China labour activist held over online "disturbance"

BEIJING, April 29 Tue Apr 29, 2014 3:16am EDT

BEIJING, April 29 (Reuters) - Chinese police have placed a labour activist under criminal detention, formally accusing him of causing a disturbance after they said he distributed information online about a factory strike, his manager and father said on Tuesday.

The move is the latest sign that authorities in China have been shaken by recent labour unrest such as a 2-week strike by workers at Yue Yuen Industrial Holdings, a $5.6 billion manufacturer of footwear for Nike Inc, Adidas AG and other international brands.

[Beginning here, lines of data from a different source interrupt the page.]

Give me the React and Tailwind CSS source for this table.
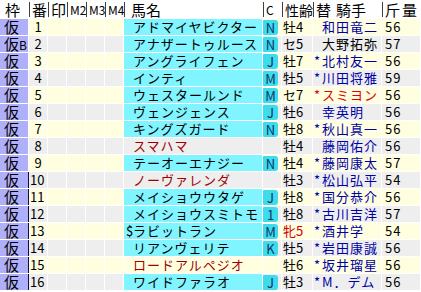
const rows = [
  { w: "", n: 1, pre: "", name: "アドマイヤビクター", c: "N", sa: "牡4", mark: "", jk: "和田竜二", jc: "text-[#0000a8]", kg: 56 },
  { w: "B", n: 2, pre: "", name: "アナザートゥルース", c: "N", sa: "セ5", mark: "", jk: "大野拓弥", jc: "text-black", kg: 57 },
  { w: "", n: 3, pre: "", name: "アングライフェン", c: "J", sa: "牡7", mark: "*", jk: "北村友一", jc: "text-[#0000a8]", kg: 56 },
  { w: "", n: 4, pre: "", name: "インティ", c: "M", sa: "牡5", mark: "*", jk: "川田将雅", jc: "text-[#0000a8]", kg: 59 },
  { w: "", n: 5, pre: "", name: "ウェスタールンド", c: "M", sa: "セ7", mark: "*", jk: "スミヨン", jc: "text-[#e00000]", kg: 56 },
  { w: "", n: 6, pre: "", name: "ヴェンジェンス", c: "J", sa: "牡6", mark: "", jk: "幸英明", jc: "text-[#0000a8]", kg: 56 },
  { w: "", n: 7, pre: "", name: "キングズガード", c: "N", sa: "牡8", mark: "*", jk: "秋山真一", jc: "text-[#0000a8]", kg: 56 },
  { w: "", n: 8, pre: "", name: "スマハマ", red: true, c: "", sa: "牡4", mark: "", jk: "藤岡佑介", jc: "text-[#0000a8]", kg: 56 },
  { w: "", n: 9, pre: "", name: "テーオーエナジー", c: "N", sa: "牡4", mark: "*", jk: "藤岡康太", jc: "text-[#0000a8]", kg: 57 },
  { w: "", n: 10, pre: "", name: "ノーヴァレンダ", red: true, c: "", sa: "牡3", mark: "*", jk: "松山弘平", jc: "text-[#0000a8]", kg: 54 },
  { w: "", n: 11, pre: "", name: "メイショウウタゲ", c: "J", sa: "牡8", mark: "*", jk: "国分恭介", jc: "text-[#0000a8]", kg: 56 },
  { w: "", n: 12, pre: "", name: "メイショウスミトモ", c: "1", sa: "牡8", mark: "*", jk: "古川吉洋", jc: "text-[#0000a8]", kg: 57 },
  { w: "", n: 13, pre: "$", name: "ラビットラン", c: "M", sa: "牝5", saRed: true, mark: "*", jk: "酒井学", jc: "text-[#0000a8]", kg: 54 },
  { w: "", n: 14, pre: "", name: "リアンヴェリテ", c: "K", sa: "牡5", mark: "*", jk: "岩田康誠", jc: "text-[#0000a8]", kg: 56 },
  { w: "", n: 15, pre: "", name: "ロードアルペジオ", red: true, c: "", sa: "牡6", mark: "*", jk: "坂井瑠星", jc: "text-[#0000a8]", kg: 56 },
  { w: "", n: 16, pre: "", name: "ワイドファラオ", c: "J", sa: "牡3", mark: "*", jk: "M．デム", jc: "text-[#0000a8]", kg: 56 },
];

const cols = "grid grid-cols-[29px_19px_19px_19px_19px_19px_139px_19px_31px_69px_1fr]";

const Head = ({ children, first, className = "" }) => (
  <div className={`h-[19px] flex items-center ${className}`}>
    {!first && <span className="w-px h-[15px] bg-[#404040] mr-[2px] shrink-0" />}
    <span className="leading-[16px] whitespace-nowrap">{children}</span>
  </div>
);

export default function App() {
  return (
    <div
      className="w-[421px] h-[292px] bg-white overflow-hidden text-[13px] text-black"
      style={{ fontFamily: '"Noto Sans CJK JP", "Noto Sans", sans-serif' }}
    >
      {/* header */}
      <div className={`${cols} text-[15px]`}>
        <Head first className="pl-[5px]">枠</Head>
        <Head>番</Head>
        <Head>印</Head>
        <Head className="text-[12px]">M2</Head>
        <Head className="text-[12px]">M3</Head>
        <Head className="text-[12px]">M4</Head>
        <Head>
          <span className="pl-[4px]">馬名</span>
        </Head>
        <Head className="text-[12px]">C</Head>
        <Head className="text-[14px]">性齢</Head>
        <Head>
          替<span className="pl-[5px]">騎手</span>
        </Head>
        <Head className="tracking-[2px]">斤量</Head>
      </div>

      {/* body */}
      {rows.map((r, i) => {
        const bg = i % 2 === 0 ? "bg-[#ffffe0]" : "bg-[#eeeeee]";
        const cell = "h-[16px] mr-px leading-[16px] whitespace-nowrap";
        return (
          <div key={r.n} className={`${cols} h-[17px] border-b border-white tracking-[1px]`}>
            <div className={`${cell} bg-[#b0b0fa] pl-[4px] text-[15px] tracking-normal flex items-baseline`}>
              仮{r.w && <span className="text-[12px] leading-[16px]">{r.w}</span>}
            </div>
            <div
              className={`${cell} ${bg} ${
                r.n >= 10 ? "border-l border-[#101040] pl-[1px] -ml-px" : "text-center"
              } tracking-normal`}
            >
              {r.n}
            </div>
            <div className={`${cell} ${bg}`} />
            <div className={`${cell} ${bg}`} />
            <div className={`${cell} ${bg}`} />
            <div className={`${cell} ${bg}`} />
            <div className={`${cell} ${r.red ? bg + " text-[#a00000]" : "bg-[#80f4ff]"} flex`}>
              <span className="inline-block w-[9px] pl-[2px] tracking-normal shrink-0">{r.pre}</span>
              <span>{r.name}</span>
            </div>
            <div className={`${cell} ${bg} flex items-center`}>
              {r.c && (
                <span className="w-[15px] h-[15px] bg-[#3cdcec] rounded-r-[3px] rounded-l-[1px] flex items-center justify-center text-[13px] text-[#10306a] tracking-normal leading-none">
                  {r.c}
                </span>
              )}
            </div>
            <div className={`${cell} ${bg} pl-[1px] ${r.saRed ? "text-[#d00000]" : ""} tracking-normal`}>
              {r.sa}
            </div>
            <div className={`${cell} ${bg} ${r.jc} flex`}>
              <span className="inline-block w-[9px] pl-[1px] tracking-normal shrink-0">{r.mark}</span>
              <span>{r.jk}</span>
            </div>
            <div className={`${cell} ${bg} pl-[3px] mr-0`}>{r.kg}</div>
          </div>
        );
      })}
    </div>
  );
}
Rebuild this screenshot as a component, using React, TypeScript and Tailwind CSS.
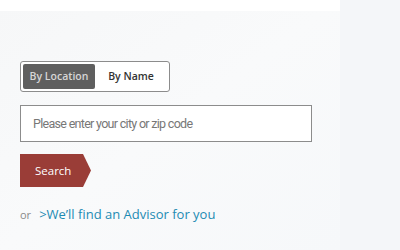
export default function App() {
  return (
    <div className="flex h-[250px] w-[400px] overflow-hidden font-['Open_Sans',sans-serif]">
      <div className="flex w-[340px] flex-col bg-gradient-to-br from-[#f6f7f8] via-[#f9fafb] to-[#f6f8fa]">
        {/* top white strip */}
        <div className="h-[11px] bg-white" />

        <div className="flex flex-col pl-[20px] pt-[50px]">
          {/* search mode toggle */}
          <div className="flex h-[31px] w-[150px] rounded-[3px] border border-[#8c8c8c] bg-white p-[2px]">
            <button className="flex w-[72px] items-center justify-center rounded-[2px] bg-[#5f5f5f] text-[10.5px] font-semibold text-[#d6d6d6]">
              By Location
            </button>
            <button className="flex flex-1 items-center justify-center text-[10.5px] font-semibold text-[#333]">
              By Name
            </button>
          </div>

          {/* city / zip input */}
          <input
            className="mt-[13px] h-[37px] w-[292px] border border-[#8c8c8c] bg-white pl-[12px] font-['Roboto',sans-serif] text-[12.5px] tracking-[-0.7px] text-[#333] outline-none placeholder:text-[#777]"
            placeholder="Please enter your city or zip code"
          />

          {/* search button with chevron edge */}
          <button className="mt-[12px] flex h-[33px] w-[71px] items-center bg-[#9a3d37] pl-[15px] text-[11.5px] text-white [clip-path:polygon(0_0,63px_0,71px_50%,63px_100%,0_100%)]">
            Search
          </button>

          <div className="mt-[18px] flex items-baseline">
            <span className="text-[11px] text-[#8a8a8a]">or</span>
            <a className="ml-[8px] text-[13px] text-[#1d8bb3]">&gt;We’ll find an Advisor for you</a>
          </div>
        </div>
      </div>

      <div className="flex-1 bg-[#f4f6f9]" />
    </div>
  );
}
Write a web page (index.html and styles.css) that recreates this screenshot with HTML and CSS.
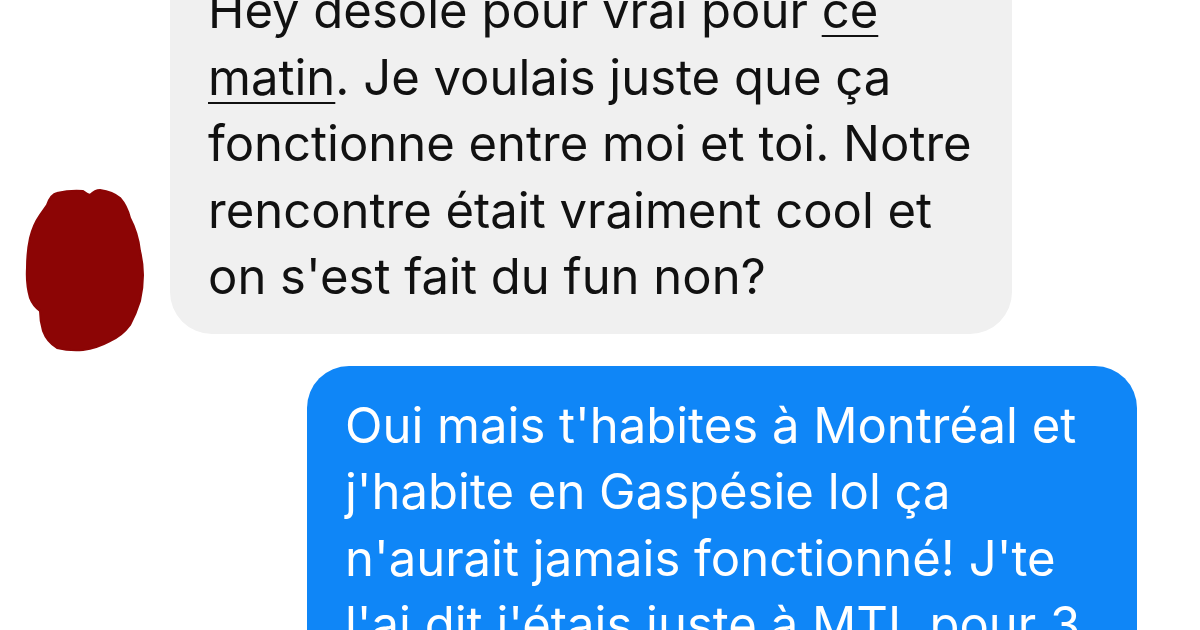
FILE: index.html
```html
<!DOCTYPE html>
<html lang="fr">
<head>
  <meta charset="UTF-8" />
  <title>Conversation</title>
  <link rel="stylesheet" href="styles.css">
</head>
<body>
  <div class="chat">
    <div class="row in">
      <div class="avatar">
        <svg viewBox="0 0 120 165" width="120" height="165">
          <path class="blob" d="M22 17 Q26 6 32 5 Q45 2 58 3 Q62 6 65 7 Q70 2 75 2 Q88 4 95 10 Q102 18 105 30 Q113 45 115 63 Q118 75 118 87 Q118 100 115 113 Q111 126 105 137 Q97 148 85 153 Q72 160 58 162 Q44 163 32 160 Q22 154 18 143 Q15 133 15 123 Q8 118 5 110 Q1 96 2 80 Q2 64 5 50 Q8 37 15 27 Z" />
        </svg>
      </div>
      <div class="bubble grey">
        Hey désolé pour vrai pour <u>ce</u><br>
        <u>matin</u>. Je voulais juste que ça<br>
        fonctionne entre moi et toi. Notre<br>
        rencontre était vraiment cool et<br>
        on s'est fait du fun non?
      </div>
    </div>
    <div class="row out">
      <div class="bubble blue">
        Oui mais t'habites à Montréal et<br>
        j'habite en Gaspésie lol ça<br>
        n'aurait jamais fonctionné! J'te<br>
        l'ai dit j'étais juste à MTL pour 3<br>
        jours
      </div>
    </div>
  </div>
</body>
</html>
```

FILE: styles.css
```css
body {
  margin: 0;
  padding: 0;
  background: #fff;
  font-family: "Inter", "Liberation Sans", Arial, sans-serif;
  overflow: hidden;
  height: 630px;
}
.chat {
  display: flex;
  flex-direction: column;
  gap: 32px;
  margin-top: -44px;
}
.row {
  display: flex;
  align-items: flex-end;
}
.row.in {
  padding-left: 25px;
  gap: 25px;
}
.row.out {
  justify-content: flex-end;
  padding-right: 63px;
}
.avatar {
  width: 120px;
  height: 165px;
  margin-bottom: -19px;
}
.avatar svg { display: block; }
.blob {
  fill: #8c0505;
  stroke: #8c0505;
  stroke-width: 2;
}
.bubble {
  font-size: 49px;
  line-height: 66.5px;
  border-radius: 42px;
  padding: 22px 38px 23px 38px;
  white-space: nowrap;
}
.bubble u {
  text-decoration-thickness: 2px;
  text-underline-offset: 7px;
}
.grey {
  width: 766px;
  background: #f0f0f0;
  color: #111;
}
.blue {
  width: 754px;
  background: #0f86f7;
  color: #fff;
  padding-top: 27px;
}
```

In what activists say was one of China's biggest labour protests since market reforms began in the late 1970s, Yue Yuen workers went on strike in the southern city of Dongguan on April 14, to protest against what they said were chronically low company contributions to social insurance and housing provident fund accounts. Yue Yuen said on Friday that more than 80 percent of its 40,000-strong workforce had returned to work.

Lin Dong, a 27-year-old activist who works for the Shenzhen Chunfeng Labour Dispute Service Center, was taken into custody a week ago, his manager, Zhang Zhiru, told Reuters. Police were holding him on "suspicion of causing a disturbance", Zhang said. Lin's father, Lin Xiaoxiong, confirmed his son's detention in Dongguan.

Lin Dong has been a labour activist for a year and was involved in "protecting workers' rights," his father said.

Police in Dongguan told Zhang on Monday that Lin Dong had spread information through the popular QQ instant-messaging tool about a strike at a Taiwanese-owned factory, Delta Electronics Inc, in Dongguan, Zhang said in a statement to Chinese Human Rights Defenders, an overseas-based rights advocacy group.

Zhang himself was detained for two days earlier this month by security agents who told him not to make contact with Yue Yuen workers.